There’s so much to choose from here. There’s Thanos Quest #1 and Thanos Quest #2, written by Starlin and drawn by Ron Lim, which details how Thanos acquired the Infinity Gems. There’s also Silver Surfer #44, also by Starlin and Lim. This is the first appearance of the Infinity Gauntlet.
I think the best of this phase of Starlin’s career, however, is Infinity Gauntlet #1 with an amazing story by Starlin and superlative artwork by George Perez.
There are a ton of graded copies of Infinity Gauntlet #1 in the CGC census – 11,747 to be precise. Now that the Thanos story in the MCU has finished and is a few years old at this point, prices have come down considerably.
At its peak in 2022, this was a $500 book. Now, both the 30-day and 90-day averages are below $200. It’s a fair price to pay for one of the great comics of the Copper Age.
One blog isn’t enough to do justice to the entire career of a great like Jim Starlin. There are so many fantastic works that I haven’t had the space to mention here. I strongly encourage all comic fans, especially those who enjoy grand cosmic epics, to seek out more from his illustrious career.
Do you collect Jim Starlin’s works? What are some of your favorites? Let us know below.
*Any perceived investment advice is that of the freelance blogger and does not represent advice on behalf of GoCollect.
Great tribute and story Douglas. Always one of my favorite artists. I always pick up these books any time I can. I must have at least 3 short boxes of the issues above. Thing is even though I have these books the excitement in picking up another copy is always as if it were my first purchase.

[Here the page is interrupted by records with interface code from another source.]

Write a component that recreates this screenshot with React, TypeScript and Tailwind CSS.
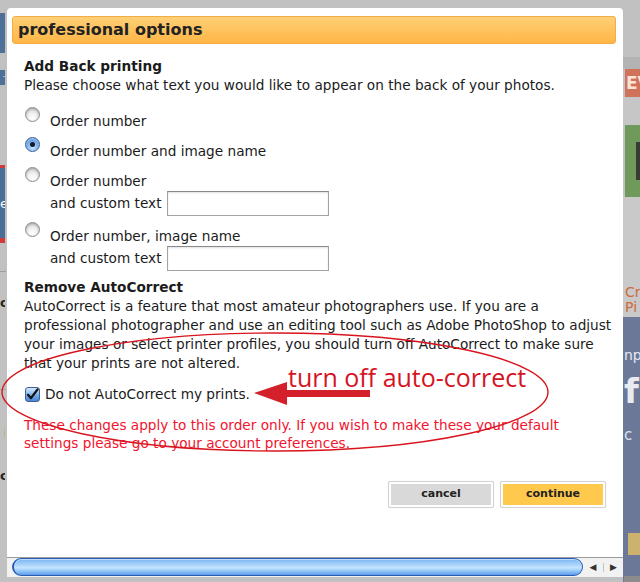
import React from "react";

function Radio({ checked = false }: { checked?: boolean }) {
  if (checked) {
    return (
      <span className="flex h-[15px] w-[15px] shrink-0 items-center justify-center rounded-full border border-[#3d5f95] bg-[radial-gradient(circle_at_50%_75%,#c7e4ff_0%,#7fb6ef_45%,#3f7fd0_100%)] shadow-[inset_0_1px_1px_rgba(255,255,255,0.6)]">
        <span className="h-[5px] w-[5px] rounded-full bg-[#15192a]" />
      </span>
    );
  }
  return (
    <span className="h-[15px] w-[15px] shrink-0 rounded-full border border-[#8c8c8c] bg-[radial-gradient(circle_at_50%_80%,#ffffff_0%,#f1f1f1_40%,#c9c9c9_100%)] shadow-[inset_0_1px_2px_rgba(0,0,0,0.25)]" />
  );
}

function TextBox() {
  return (
    <span className="block h-[25px] w-[162px] border border-[#a3a3a3] border-t-[#8a8a8a] bg-white shadow-[inset_0_1px_2px_rgba(0,0,0,0.12)]" />
  );
}

function Option({ children, checked = false }: { children: React.ReactNode; checked?: boolean }) {
  return (
    <div className="ml-[1px] flex items-start">
      <Radio checked={checked} />
      <div className="ml-[10px] pt-[5px] leading-[19px]">{children}</div>
    </div>
  );
}

function Button({ label, fill }: { label: string; fill: string }) {
  return (
    <div className="h-[27px] w-[106px] rounded-[2px] border border-[#d2d2d2] bg-white p-[2px] shadow-[0_0_1px_rgba(0,0,0,0.15)]">
      <div
        className={`flex h-full w-full items-center justify-center text-[11px] font-bold text-[#222] ${fill}`}
      >
        {label}
      </div>
    </div>
  );
}

function LeftEdge() {
  return (
    <div className="relative flex w-[7px] shrink-0 flex-col overflow-hidden">
      <div className="mt-[13px] h-[40px] w-[5px] bg-[#4d6f98]" />
      <div className="mt-[17px] flex h-[15px] w-[5px] items-center justify-end bg-[#4d6f98] text-[8px] leading-none text-white">
        ·
      </div>
      <div className="mt-[80px] h-[3px] w-[5px] bg-[#d23a3a]" />
      <div className="flex h-[70px] w-[5px] items-center justify-end overflow-hidden bg-[#4b6e97]">
        <span className="-mr-[3px] text-[13px] leading-none text-white">e</span>
      </div>
      <div className="h-[5px] w-[5px] bg-[#d23a3a]" />
      <div className="mt-[28px] h-px w-[6px] bg-[#9e9e9e]" />
      <div className="mt-[24px] w-[5px] overflow-hidden text-right text-[13px] font-bold leading-none text-[#222]">
        <span className="-mr-[4px]">o</span>
      </div>
      <div className="mt-[80px] h-px w-[6px] bg-[#a8a8a8]" />
      <div className="mt-[36px] w-[5px] overflow-hidden text-right text-[13px] leading-none text-[#c9925a]">
        <span className="-mr-[2px]">i</span>
      </div>
      <div className="mt-[30px] w-[5px] overflow-hidden text-right text-[13px] font-bold leading-none text-[#222]">
        <span className="-mr-[4px]">o</span>
      </div>
    </div>
  );
}

function RightEdge() {
  return (
    <div className="flex flex-1 flex-col overflow-hidden">
      <div className="h-[57px]" />
      <div className="h-[12px] bg-[#b3b3b3]" />
      <div className="ml-[2px] flex h-[28px] items-center overflow-hidden whitespace-nowrap bg-[#d1735a] pl-[1px] text-[17px] font-bold leading-none text-[#fbe3d8]">
        EV
      </div>
      <div className="h-[28px] bg-[#c6c6c6]" />
      <div className="ml-[2px] flex h-[72px] items-center justify-end bg-[#6f9a5b]">
        <div className="h-[38px] w-[4px] bg-[#3a3a34]" />
      </div>
      <div className="h-[88px] bg-[#c9c9c9]" />
      <div className="overflow-hidden whitespace-nowrap bg-[#c9c9c9] pl-[2px] text-[14px] leading-[15px] text-[#cf6a3c]">
        <div>Cr</div>
        <div>Pi</div>
      </div>
      <div className="h-[2px] bg-[#c9c9c9]" />
      <div className="flex flex-1 flex-col overflow-hidden whitespace-nowrap bg-[#6b7898] pl-[1px] text-white">
        <div className="mt-[31px] text-[14px] leading-none text-[#e6e9f0]">np</div>
        <div className="mt-[12px] text-[34px] font-bold leading-none text-[#e9ebf0]">f</div>
        <div className="mt-[20px] text-[15px] leading-none text-[#dfe3ea]">c</div>
        <div className="ml-[4px] mt-[90px] h-[22px] bg-[#cbb26e]" />
        <div className="flex-1" />
        <div className="h-[6px] bg-[#8c8c8c]" />
      </div>
    </div>
  );
}

function ScrollBar() {
  return (
    <div className="flex h-[20px] border-t border-[#9c9c9c] bg-[#f2f2f2]">
      <div className="w-[5px]" />
      <div className="h-[18px] flex-1 rounded-full border border-[#2a5db5] border-l-[2px] bg-[linear-gradient(to_bottom,#78b4f2_0%,#a9d3fb_35%,#c6e5ff_55%,#7cb7f3_85%,#5d9be6_100%)] shadow-[inset_0_1px_0_rgba(255,255,255,0.5)]" />
      <div className="flex w-[40px] items-center text-[9px] leading-none text-[#333]">
        <div className="flex w-[21px] items-center justify-center border-r border-[#c4c4c4]">◀</div>
        <div className="flex w-[19px] items-center justify-center">▶</div>
      </div>
    </div>
  );
}

export default function App() {
  return (
    <div className="relative flex h-[582px] w-[640px] overflow-hidden bg-[#c1c1c1] font-['DejaVu_Sans','Liberation_Sans',sans-serif] text-[13.65px] text-[#1b1b1b]">
      <LeftEdge />

      <div className="flex w-[616px] shrink-0 flex-col pt-[8px]">
        {/* dialog */}
        <div className="flex h-[549px] flex-col rounded-t-[4px] bg-white">
          <div className="ml-[5px] mr-[7px] mt-[8px] flex h-[28px] items-center rounded-[3px] border border-[#f2ad47] bg-[linear-gradient(to_bottom,#ffcf76,#ffb646)] pl-[5px] text-[16px] font-bold text-[#222]">
            professional options
          </div>

          <div className="pl-[17px]">
            <div className="mt-[13px] font-bold leading-[19px]">Add Back printing</div>
            <div className="leading-[19px]">
              Please choose what text you would like to appear on the back of your photos.
            </div>

            <div className="mt-[12px] flex flex-col gap-[6px]">
              <Option>Order number</Option>
              <Option checked>Order number and image name</Option>
              <Option>
                <div>Order number</div>
                <div className="flex h-[25px] items-center gap-[5px]">
                  <span>and custom text</span>
                  <TextBox />
                </div>
              </Option>
              <Option>
                <div>Order number, image name</div>
                <div className="flex h-[25px] items-center gap-[5px]">
                  <span>and custom text</span>
                  <TextBox />
                </div>
              </Option>
            </div>

            <div className="mt-[7px] font-bold leading-[19px]">Remove AutoCorrect</div>
            <div className="whitespace-nowrap leading-[19px]">
              <div>AutoCorrect is a feature that most amateur photographers use. If you are a</div>
              <div>professional photographer and use an editing tool such as Adobe PhotoShop to adjust</div>
              <div>your images or select printer profiles, you should turn off AutoCorrect to make sure</div>
              <div>that your prints are not altered.</div>
            </div>

            <div className="ml-[1px] mt-[13px] flex h-[16px] items-center gap-[5px]">
              <span className="flex h-[15px] w-[15px] items-center justify-center rounded-[3px] border border-[#3f5f92] bg-[linear-gradient(to_bottom,#d5ebff,#6fa8e8_60%,#4b86d6)]">
                <svg width="13" height="13" viewBox="0 0 13 13">
                  <path d="M2 6.8 L5 10.2 L11.5 1.5" fill="none" stroke="#111" strokeWidth="2.2" strokeLinecap="round" strokeLinejoin="round" />
                </svg>
              </span>
              <span>Do not AutoCorrect my prints.</span>
            </div>

            <div className="mt-[14px] whitespace-nowrap leading-[18px] text-[#f2142e]">
              <div>These changes apply to this order only. If you wish to make these your default</div>
              <div>settings please go to your account preferences.</div>
            </div>
          </div>

          <div className="mr-[17px] mt-[29px] flex justify-end gap-[6px]">
            <Button label="cancel" fill="bg-[#d9d9d9]" />
            <Button label="continue" fill="bg-[#ffc94e]" />
          </div>
        </div>

        <ScrollBar />
      </div>

      <RightEdge />

      {/* hand-drawn callout over the form */}
      <svg className="pointer-events-none absolute left-0 top-0" width="640" height="582" viewBox="0 0 640 582">
        <ellipse cx="275" cy="392" rx="273" ry="59" fill="none" stroke="#d9141e" strokeWidth="1.4" />
        <polygon points="254,393 287,382 287,390 370,390 370,397 287,397 287,405" fill="#d3202a" />
      </svg>
      <div className="pointer-events-none absolute left-[288px] top-[362px] font-['Open_Sans',sans-serif] text-[25px] leading-[30px] text-[#d5141f]">
        turn off auto-correct
      </div>
    </div>
  );
}
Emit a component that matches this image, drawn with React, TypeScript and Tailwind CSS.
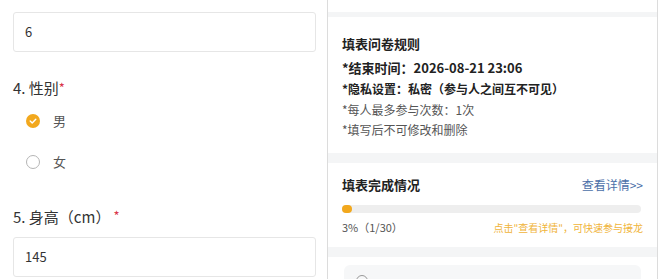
export default function App() {
  const font = { fontFamily: '"Noto Sans CJK SC", "Noto Sans", sans-serif' }
  return (
    <div className="w-[660px] h-[279px] overflow-hidden bg-white flex text-[#333]" style={font}>
      {/* left: form */}
      <div className="w-[328px] shrink-0 border-r border-[#dcdcdc] pt-[12px]">
        <div className="ml-[13px] mr-[11px] h-[40px] border border-[#e6e6e6] rounded-[3px] flex items-center px-[11px] text-[13px] text-[#333]">
          6
        </div>
        <div className="ml-[13px] mt-[26px] h-[20px] flex items-center text-[15px] text-[#333]">
          4. 性别<span className="text-[#d9364a] text-[13px] self-start">*</span>
        </div>
        <div className="ml-[26px] mt-[12px] h-[22px] flex items-center gap-[13px]">
          <span className="w-[14px] h-[14px] rounded-full bg-[#f2a81d] flex items-center justify-center">
            <svg width="8" height="8" viewBox="0 0 8 8" fill="none">
              <path d="M1.2 4.1 L3.2 6 L6.8 2.2" stroke="white" strokeWidth="1.4" strokeLinecap="round" strokeLinejoin="round" />
            </svg>
          </span>
          <span className="text-[13px] text-[#555]">男</span>
        </div>
        <div className="ml-[26px] mt-[19px] h-[22px] flex items-center gap-[13px]">
          <span className="w-[14px] h-[14px] rounded-full border border-[#b5b5b5]" />
          <span className="text-[13px] text-[#555]">女</span>
        </div>
        <div className="ml-[13px] mt-[33px] h-[22px] flex items-center text-[15px] text-[#333]">
          5. 身高（cm）<span className="text-[#d9364a] text-[13px] self-start ml-[3px]">*</span>
        </div>
        <div className="ml-[13px] mr-[11px] mt-[9px] h-[40px] border border-[#e6e6e6] rounded-[3px] flex items-center px-[11px] text-[13px] text-[#333]">
          145
        </div>
      </div>

      {/* right: rules & progress */}
      <div className="w-[330px] shrink-0 border-r border-[#dcdcdc] flex flex-col">
        <div className="h-[12px] shrink-0 bg-white" />
        <div className="h-[5px] shrink-0 bg-[#f4f5f6]" />
        <div className="px-[14px] pt-[17px] h-[136px] shrink-0">
          <div className="text-[13px] font-bold text-[#222] leading-[20px]">填表问卷规则</div>
          <div className="mt-[4px] text-[13px] font-bold text-[#222] leading-[20px]">*结束时间：2026-08-21 23:06</div>
          <div className="mt-[1px] text-[12px] font-bold text-[#222] leading-[20px]">*隐私设置：私密（参与人之间互不可见）</div>
          <div className="mt-[1px] text-[12px] text-[#555] leading-[20px]">*每人最多参与次数：1次</div>
          <div className="text-[12px] text-[#555] leading-[20px]">*填写后不可修改和删除</div>
        </div>
        <div className="h-[10px] shrink-0 bg-[#f4f5f6]" />
        <div className="px-[14px] pt-[12px] h-[84px] shrink-0">
          <div className="flex items-center justify-between h-[20px]">
            <span className="text-[13px] font-bold text-[#222]">填表完成情况</span>
            <span className="text-[12px] text-[#4b6fa8]">查看详情&gt;&gt;</span>
          </div>
          <div className="mt-[10px] h-[8px] rounded-full bg-[#eeeeee] mr-[2px]">
            <div className="h-[8px] w-[10px] rounded-full bg-[#f2a81d]" />
          </div>
          <div className="mt-[6px] flex items-center justify-between h-[16px]">
            <span className="text-[11px] text-[#555]">3%（1/30）</span>
            <span className="text-[10px] text-[#f0b43a]">点击"查看详情"，可快速参与接龙</span>
          </div>
        </div>
        <div className="h-[10px] shrink-0 bg-[#f4f5f6]" />
        <div className="px-[16px] pt-[8px] flex-1">
          <div className="h-[40px] rounded-[6px] bg-[#f6f7f8] px-[12px] pt-[10px]">
            <span className="block w-[12px] h-[12px] rounded-full border border-[#999]" />
          </div>
        </div>
      </div>
    </div>
  )
}
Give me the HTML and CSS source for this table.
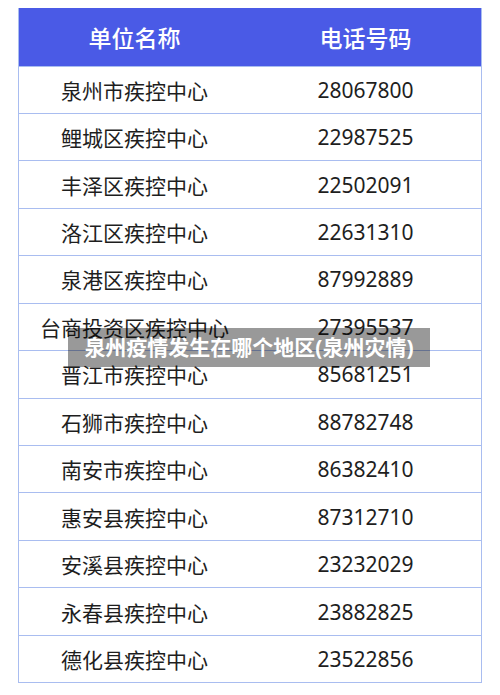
FILE: index.html
```html
<!DOCTYPE html>
<html lang="zh">
<head>
<meta charset="utf-8">
<link rel="stylesheet" href="styles.css">
</head>
<body>
<div class="page">
  <div class="table">
    <div class="row head"><div>单位名称</div><div>电话号码</div></div>
    <div class="row"><div>泉州市疾控中心</div><div>28067800</div></div>
    <div class="row"><div>鲤城区疾控中心</div><div>22987525</div></div>
    <div class="row"><div>丰泽区疾控中心</div><div>22502091</div></div>
    <div class="row"><div>洛江区疾控中心</div><div>22631310</div></div>
    <div class="row"><div>泉港区疾控中心</div><div>87992889</div></div>
    <div class="row"><div>台商投资区疾控中心</div><div>27395537</div></div>
    <div class="row"><div>晋江市疾控中心</div><div>85681251</div></div>
    <div class="row"><div>石狮市疾控中心</div><div>88782748</div></div>
    <div class="row"><div>南安市疾控中心</div><div>86382410</div></div>
    <div class="row"><div>惠安县疾控中心</div><div>87312710</div></div>
    <div class="row"><div>安溪县疾控中心</div><div>23232029</div></div>
    <div class="row"><div>永春县疾控中心</div><div>23882825</div></div>
    <div class="row"><div>德化县疾控中心</div><div>23522856</div></div>
  </div>
  <div class="caption">泉州疫情发生在哪个地区(泉州灾情)</div>
</div>
</body>
</html>
```
FILE: styles.css
```css
html, body {
  margin: 0;
  padding: 0;
  background: #fff;
}
.page {
  position: relative;
  width: 500px;
  height: 695px;
  padding: 8px 18px 0 18px;
  box-sizing: border-box;
  font-family: "Noto Sans", "Noto Sans CJK SC", sans-serif;
}
.table {
  border: 1.5px solid #a9bdf0;
  border-top: none;
}
.row {
  display: grid;
  grid-template-columns: 1fr 1fr;
  height: 47.45px;
  box-sizing: border-box;
  border-top: 1.5px solid #a9bdf0;
  align-items: center;
  text-align: center;
  font-size: 21px;
  color: #1e1e1e;
}
.row div {
  white-space: nowrap;
}
.row.head {
  height: 57.5px;
  border-top: none;
  background: #4a5ae6;
  color: #fff;
  font-size: 23px;
  font-weight: 500;
}
.caption {
  position: absolute;
  left: 68px;
  top: 328px;
  width: 362px;
  height: 39px;
  background: rgba(0, 0, 0, 0.4);
  color: #fff;
  font-size: 21px;
  font-weight: 700;
  line-height: 39px;
  text-align: center;
  white-space: nowrap;
}
```
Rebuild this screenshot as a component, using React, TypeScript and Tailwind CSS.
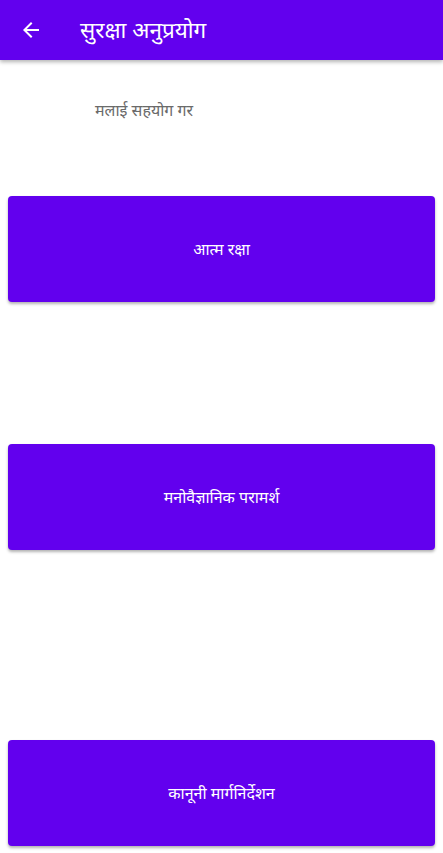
import React from "react";

const font = { fontFamily: '"Noto Sans", "Noto Sans Devanagari", "Lohit Devanagari", Roboto, sans-serif' };

function Btn({ label, className }: { label: string; className: string }) {
  return (
    <div className={`mx-2 h-[106px] rounded-[4px] bg-[#6200ee] flex items-center justify-center text-white text-[16px] shadow-[0_2px_3px_rgba(0,0,0,0.3)] ${className}`}>
      {label}
    </div>
  );
}

export default function App() {
  return (
    <div className="w-[443px] h-[853px] bg-white overflow-hidden flex flex-col" style={font}>
      <div className="h-[60px] bg-[#6200ee] flex items-center shadow-[0_2px_4px_rgba(0,0,0,0.3)] relative z-10">
        <svg width="24" height="24" viewBox="0 0 24 24" className="ml-[19px]" fill="white">
          <path d="M20 11H7.83l5.59-5.59L12 4l-8 8 8 8 1.41-1.41L7.83 13H20v-2z" />
        </svg>
        <div className="ml-[37px] text-white text-[22.5px] leading-none">सुरक्षा अनुप्रयोग</div>
      </div>
      <div className="mt-[38px] ml-[95px] text-[16px] text-[#6a6a6a] leading-[24px]">मलाई सहयोग गर</div>
      <Btn label="आत्म रक्षा" className="mt-[74px]" />
      <Btn label="मनोवैज्ञानिक परामर्श" className="mt-[142px]" />
      <Btn label="कानूनी मार्गनिर्देशन" className="mt-[190px]" />
    </div>
  );
}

Thanks for the kind words, Mike. Starlin’s a favorite of mine as well. I also try to pick up Starlin books any time I can. Despite the fact that Marvel has clearly utilized a great deal of his work for their films, I think he’s still somewhat underrated by collectors, particularly anything other than Thanos.
How about Jim Starlin’s work on the cover of Iron Man #100? In my opinion, that is a truly classic cover, and greatly underappreciated.
Definitely agree, Jeff. Starlin drew some amazing covers that I didn’t have the space to cover in this blog. I’ve always liked his cover on JLA #183.